> [STATED EXERCISE]
Make an exact copy of the data below, leaving out every picture.

-- -- --

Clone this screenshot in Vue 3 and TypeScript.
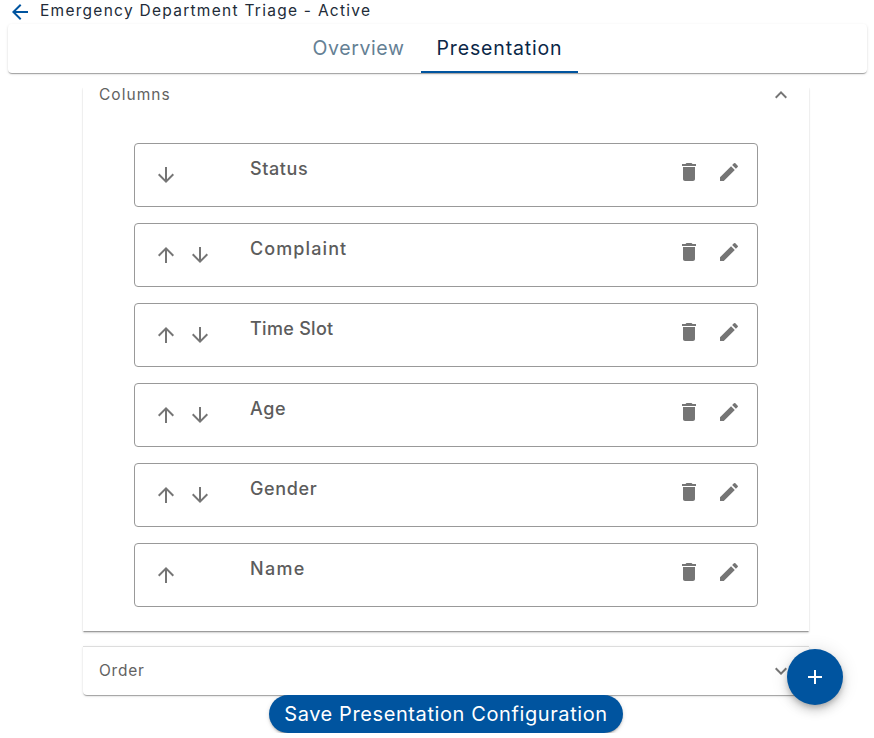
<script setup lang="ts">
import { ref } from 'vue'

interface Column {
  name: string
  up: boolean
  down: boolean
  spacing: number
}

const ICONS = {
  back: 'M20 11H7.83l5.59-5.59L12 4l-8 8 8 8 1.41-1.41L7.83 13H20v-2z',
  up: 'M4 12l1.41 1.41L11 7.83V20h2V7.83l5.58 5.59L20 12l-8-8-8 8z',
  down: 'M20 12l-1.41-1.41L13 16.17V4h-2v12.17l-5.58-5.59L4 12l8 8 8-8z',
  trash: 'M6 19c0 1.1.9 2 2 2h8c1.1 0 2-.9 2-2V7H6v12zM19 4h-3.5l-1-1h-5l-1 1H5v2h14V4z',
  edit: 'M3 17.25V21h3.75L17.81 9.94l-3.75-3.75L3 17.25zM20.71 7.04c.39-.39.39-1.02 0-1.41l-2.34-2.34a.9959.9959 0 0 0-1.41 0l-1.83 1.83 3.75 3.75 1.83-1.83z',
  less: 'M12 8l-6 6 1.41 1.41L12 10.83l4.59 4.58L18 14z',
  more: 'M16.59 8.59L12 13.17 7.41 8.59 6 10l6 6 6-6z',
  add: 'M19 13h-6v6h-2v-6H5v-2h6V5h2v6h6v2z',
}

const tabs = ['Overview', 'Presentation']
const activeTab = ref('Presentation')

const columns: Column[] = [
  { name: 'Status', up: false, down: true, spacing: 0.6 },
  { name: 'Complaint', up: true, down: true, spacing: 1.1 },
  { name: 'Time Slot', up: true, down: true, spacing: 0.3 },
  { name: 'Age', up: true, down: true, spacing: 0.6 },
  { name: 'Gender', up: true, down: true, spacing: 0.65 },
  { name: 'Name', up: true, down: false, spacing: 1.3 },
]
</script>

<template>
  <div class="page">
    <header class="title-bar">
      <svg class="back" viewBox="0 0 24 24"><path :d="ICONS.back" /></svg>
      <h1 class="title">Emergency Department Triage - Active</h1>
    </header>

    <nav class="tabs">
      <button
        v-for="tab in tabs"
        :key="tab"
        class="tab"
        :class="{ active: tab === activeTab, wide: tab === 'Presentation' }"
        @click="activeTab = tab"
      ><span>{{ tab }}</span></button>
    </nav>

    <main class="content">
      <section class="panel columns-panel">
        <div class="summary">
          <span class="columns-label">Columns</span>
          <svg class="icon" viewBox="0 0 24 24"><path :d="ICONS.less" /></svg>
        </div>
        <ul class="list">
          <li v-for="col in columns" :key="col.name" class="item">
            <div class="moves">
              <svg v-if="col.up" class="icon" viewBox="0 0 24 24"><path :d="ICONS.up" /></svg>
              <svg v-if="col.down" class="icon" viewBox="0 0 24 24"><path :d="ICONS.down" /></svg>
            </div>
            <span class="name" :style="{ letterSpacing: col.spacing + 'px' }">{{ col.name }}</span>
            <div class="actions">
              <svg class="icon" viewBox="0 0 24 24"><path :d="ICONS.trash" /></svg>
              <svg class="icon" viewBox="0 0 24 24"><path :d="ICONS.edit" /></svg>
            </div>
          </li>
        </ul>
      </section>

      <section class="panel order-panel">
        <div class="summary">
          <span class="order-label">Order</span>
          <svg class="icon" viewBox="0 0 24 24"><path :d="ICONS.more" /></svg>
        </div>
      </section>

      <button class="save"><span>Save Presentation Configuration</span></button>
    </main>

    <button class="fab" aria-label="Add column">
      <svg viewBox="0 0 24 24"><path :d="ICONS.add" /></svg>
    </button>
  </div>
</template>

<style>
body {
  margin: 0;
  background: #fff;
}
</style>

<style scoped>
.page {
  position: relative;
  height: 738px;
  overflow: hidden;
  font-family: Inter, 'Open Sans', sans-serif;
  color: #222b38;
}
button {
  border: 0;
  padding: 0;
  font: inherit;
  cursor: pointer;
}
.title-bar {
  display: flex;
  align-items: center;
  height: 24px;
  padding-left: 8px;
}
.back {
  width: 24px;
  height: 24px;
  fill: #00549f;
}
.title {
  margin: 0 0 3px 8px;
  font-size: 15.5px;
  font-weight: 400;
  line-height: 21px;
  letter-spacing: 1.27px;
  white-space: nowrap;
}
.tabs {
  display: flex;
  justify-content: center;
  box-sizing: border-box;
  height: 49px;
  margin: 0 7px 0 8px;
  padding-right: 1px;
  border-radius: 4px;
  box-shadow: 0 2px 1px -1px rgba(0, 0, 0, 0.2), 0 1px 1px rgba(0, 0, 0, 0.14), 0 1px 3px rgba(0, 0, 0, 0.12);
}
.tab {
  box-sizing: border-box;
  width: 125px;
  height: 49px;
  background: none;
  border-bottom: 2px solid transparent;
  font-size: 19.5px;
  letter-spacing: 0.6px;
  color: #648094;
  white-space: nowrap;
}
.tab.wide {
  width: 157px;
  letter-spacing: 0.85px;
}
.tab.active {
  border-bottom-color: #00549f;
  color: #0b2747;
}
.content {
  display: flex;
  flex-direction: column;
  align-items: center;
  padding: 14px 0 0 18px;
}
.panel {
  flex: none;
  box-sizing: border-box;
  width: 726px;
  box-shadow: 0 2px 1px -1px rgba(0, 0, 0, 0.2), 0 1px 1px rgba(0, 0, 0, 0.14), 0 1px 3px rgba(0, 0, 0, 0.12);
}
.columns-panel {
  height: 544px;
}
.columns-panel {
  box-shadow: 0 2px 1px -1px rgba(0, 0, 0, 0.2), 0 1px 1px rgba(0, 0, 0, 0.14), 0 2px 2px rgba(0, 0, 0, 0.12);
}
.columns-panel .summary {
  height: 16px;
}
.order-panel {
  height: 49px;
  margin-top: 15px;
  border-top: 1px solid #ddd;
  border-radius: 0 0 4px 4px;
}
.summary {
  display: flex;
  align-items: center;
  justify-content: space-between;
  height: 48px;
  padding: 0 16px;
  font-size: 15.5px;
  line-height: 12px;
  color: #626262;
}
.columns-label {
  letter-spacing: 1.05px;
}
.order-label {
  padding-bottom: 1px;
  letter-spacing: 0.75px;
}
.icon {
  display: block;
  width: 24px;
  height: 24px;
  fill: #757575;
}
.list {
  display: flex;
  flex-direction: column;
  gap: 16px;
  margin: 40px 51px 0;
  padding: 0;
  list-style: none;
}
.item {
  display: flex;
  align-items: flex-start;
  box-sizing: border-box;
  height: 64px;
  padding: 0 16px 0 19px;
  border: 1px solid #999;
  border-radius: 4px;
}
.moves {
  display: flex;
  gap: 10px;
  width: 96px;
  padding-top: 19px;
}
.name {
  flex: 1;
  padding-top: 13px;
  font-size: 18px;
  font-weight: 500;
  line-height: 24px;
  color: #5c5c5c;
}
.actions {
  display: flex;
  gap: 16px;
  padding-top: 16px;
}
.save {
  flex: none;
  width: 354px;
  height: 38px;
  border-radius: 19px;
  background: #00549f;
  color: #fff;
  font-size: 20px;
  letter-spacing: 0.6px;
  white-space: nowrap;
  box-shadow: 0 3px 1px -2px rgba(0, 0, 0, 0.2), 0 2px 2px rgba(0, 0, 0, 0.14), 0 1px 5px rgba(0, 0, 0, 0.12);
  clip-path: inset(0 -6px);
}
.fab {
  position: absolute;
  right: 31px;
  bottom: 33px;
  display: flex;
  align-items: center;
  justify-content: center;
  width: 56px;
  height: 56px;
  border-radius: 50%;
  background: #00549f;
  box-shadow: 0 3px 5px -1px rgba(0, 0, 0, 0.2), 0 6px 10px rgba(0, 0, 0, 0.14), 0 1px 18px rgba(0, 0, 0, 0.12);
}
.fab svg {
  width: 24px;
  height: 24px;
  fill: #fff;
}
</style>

-- -- --

> [TASK OUTPUT]
Clone this screenshot in Vue 3 and TypeScript.
<script setup lang="ts">
import { ref } from 'vue'

interface Column {
  name: string
  up: boolean
  down: boolean
  spacing: number
}

const ICONS = {
  back: 'M20 11H7.83l5.59-5.59L12 4l-8 8 8 8 1.41-1.41L7.83 13H20v-2z',
  up: 'M4 12l1.41 1.41L11 7.83V20h2V7.83l5.58 5.59L20 12l-8-8-8 8z',
  down: 'M20 12l-1.41-1.41L13 16.17V4h-2v12.17l-5.58-5.59L4 12l8 8 8-8z',
  trash: 'M6 19c0 1.1.9 2 2 2h8c1.1 0 2-.9 2-2V7H6v12zM19 4h-3.5l-1-1h-5l-1 1H5v2h14V4z',
  edit: 'M3 17.25V21h3.75L17.81 9.94l-3.75-3.75L3 17.25zM20.71 7.04c.39-.39.39-1.02 0-1.41l-2.34-2.34a.9959.9959 0 0 0-1.41 0l-1.83 1.83 3.75 3.75 1.83-1.83z',
  less: 'M12 8l-6 6 1.41 1.41L12 10.83l4.59 4.58L18 14z',
  more: 'M16.59 8.59L12 13.17 7.41 8.59 6 10l6 6 6-6z',
  add: 'M19 13h-6v6h-2v-6H5v-2h6V5h2v6h6v2z',
}

const tabs = ['Overview', 'Presentation']
const activeTab = ref('Presentation')

const columns: Column[] = [
  { name: 'Status', up: false, down: true, spacing: 0.6 },
  { name: 'Complaint', up: true, down: true, spacing: 1.1 },
  { name: 'Time Slot', up: true, down: true, spacing: 0.3 },
  { name: 'Age', up: true, down: true, spacing: 0.6 },
  { name: 'Gender', up: true, down: true, spacing: 0.65 },
  { name: 'Name', up: true, down: false, spacing: 1.3 },
]
</script>

<template>
  <div class="page">
    <header class="title-bar">
      <svg class="back" viewBox="0 0 24 24"><path :d="ICONS.back" /></svg>
      <h1 class="title">Emergency Department Triage - Active</h1>
    </header>

    <nav class="tabs">
      <button
        v-for="tab in tabs"
        :key="tab"
        class="tab"
        :class="{ active: tab === activeTab, wide: tab === 'Presentation' }"
        @click="activeTab = tab"
      ><span>{{ tab }}</span></button>
    </nav>

    <main class="content">
      <section class="panel columns-panel">
        <div class="summary">
          <span class="columns-label">Columns</span>
          <svg class="icon" viewBox="0 0 24 24"><path :d="ICONS.less" /></svg>
        </div>
        <ul class="list">
          <li v-for="col in columns" :key="col.name" class="item">
            <div class="moves">
              <svg v-if="col.up" class="icon" viewBox="0 0 24 24"><path :d="ICONS.up" /></svg>
              <svg v-if="col.down" class="icon" viewBox="0 0 24 24"><path :d="ICONS.down" /></svg>
            </div>
            <span class="name" :style="{ letterSpacing: col.spacing + 'px' }">{{ col.name }}</span>
            <div class="actions">
              <svg class="icon" viewBox="0 0 24 24"><path :d="ICONS.trash" /></svg>
              <svg class="icon" viewBox="0 0 24 24"><path :d="ICONS.edit" /></svg>
            </div>
          </li>
        </ul>
      </section>

      <section class="panel order-panel">
        <div class="summary">
          <span class="order-label">Order</span>
          <svg class="icon" viewBox="0 0 24 24"><path :d="ICONS.more" /></svg>
        </div>
      </section>

      <button class="save"><span>Save Presentation Configuration</span></button>
    </main>

    <button class="fab" aria-label="Add column">
      <svg viewBox="0 0 24 24"><path :d="ICONS.add" /></svg>
    </button>
  </div>
</template>

<style>
body {
  margin: 0;
  background: #fff;
}
</style>

<style scoped>
.page {
  position: relative;
  height: 738px;
  overflow: hidden;
  font-family: Inter, 'Open Sans', sans-serif;
  color: #222b38;
}
button {
  border: 0;
  padding: 0;
  font: inherit;
  cursor: pointer;
}
.title-bar {
  display: flex;
  align-items: center;
  height: 24px;
  padding-left: 8px;
}
.back {
  width: 24px;
  height: 24px;
  fill: #00549f;
}
.title {
  margin: 0 0 3px 8px;
  font-size: 15.5px;
  font-weight: 400;
  line-height: 21px;
  letter-spacing: 1.27px;
  white-space: nowrap;
}
.tabs {
  display: flex;
  justify-content: center;
  box-sizing: border-box;
  height: 49px;
  margin: 0 7px 0 8px;
  padding-right: 1px;
  border-radius: 4px;
  box-shadow: 0 2px 1px -1px rgba(0, 0, 0, 0.2), 0 1px 1px rgba(0, 0, 0, 0.14), 0 1px 3px rgba(0, 0, 0, 0.12);
}
.tab {
  box-sizing: border-box;
  width: 125px;
  height: 49px;
  background: none;
  border-bottom: 2px solid transparent;
  font-size: 19.5px;
  letter-spacing: 0.6px;
  color: #648094;
  white-space: nowrap;
}
.tab.wide {
  width: 157px;
  letter-spacing: 0.85px;
}
.tab.active {
  border-bottom-color: #00549f;
  color: #0b2747;
}
.content {
  display: flex;
  flex-direction: column;
  align-items: center;
  padding: 14px 0 0 18px;
}
.panel {
  flex: none;
  box-sizing: border-box;
  width: 726px;
  box-shadow: 0 2px 1px -1px rgba(0, 0, 0, 0.2), 0 1px 1px rgba(0, 0, 0, 0.14), 0 1px 3px rgba(0, 0, 0, 0.12);
}
.columns-panel {
  height: 544px;
}
.columns-panel {
  box-shadow: 0 2px 1px -1px rgba(0, 0, 0, 0.2), 0 1px 1px rgba(0, 0, 0, 0.14), 0 2px 2px rgba(0, 0, 0, 0.12);
}
.columns-panel .summary {
  height: 16px;
}
.order-panel {
  height: 49px;
  margin-top: 15px;
  border-top: 1px solid #ddd;
  border-radius: 0 0 4px 4px;
}
.summary {
  display: flex;
  align-items: center;
  justify-content: space-between;
  height: 48px;
  padding: 0 16px;
  font-size: 15.5px;
  line-height: 12px;
  color: #626262;
}
.columns-label {
  letter-spacing: 1.05px;
}
.order-label {
  padding-bottom: 1px;
  letter-spacing: 0.75px;
}
.icon {
  display: block;
  width: 24px;
  height: 24px;
  fill: #757575;
}
.list {
  display: flex;
  flex-direction: column;
  gap: 16px;
  margin: 40px 51px 0;
  padding: 0;
  list-style: none;
}
.item {
  display: flex;
  align-items: flex-start;
  box-sizing: border-box;
  height: 64px;
  padding: 0 16px 0 19px;
  border: 1px solid #999;
  border-radius: 4px;
}
.moves {
  display: flex;
  gap: 10px;
  width: 96px;
  padding-top: 19px;
}
.name {
  flex: 1;
  padding-top: 13px;
  font-size: 18px;
  font-weight: 500;
  line-height: 24px;
  color: #5c5c5c;
}
.actions {
  display: flex;
  gap: 16px;
  padding-top: 16px;
}
.save {
  flex: none;
  width: 354px;
  height: 38px;
  border-radius: 19px;
  background: #00549f;
  color: #fff;
  font-size: 20px;
  letter-spacing: 0.6px;
  white-space: nowrap;
  box-shadow: 0 3px 1px -2px rgba(0, 0, 0, 0.2), 0 2px 2px rgba(0, 0, 0, 0.14), 0 1px 5px rgba(0, 0, 0, 0.12);
  clip-path: inset(0 -6px);
}
.fab {
  position: absolute;
  right: 31px;
  bottom: 33px;
  display: flex;
  align-items: center;
  justify-content: center;
  width: 56px;
  height: 56px;
  border-radius: 50%;
  background: #00549f;
  box-shadow: 0 3px 5px -1px rgba(0, 0, 0, 0.2), 0 6px 10px rgba(0, 0, 0, 0.14), 0 1px 18px rgba(0, 0, 0, 0.12);
}
.fab svg {
  width: 24px;
  height: 24px;
  fill: #fff;
}
</style>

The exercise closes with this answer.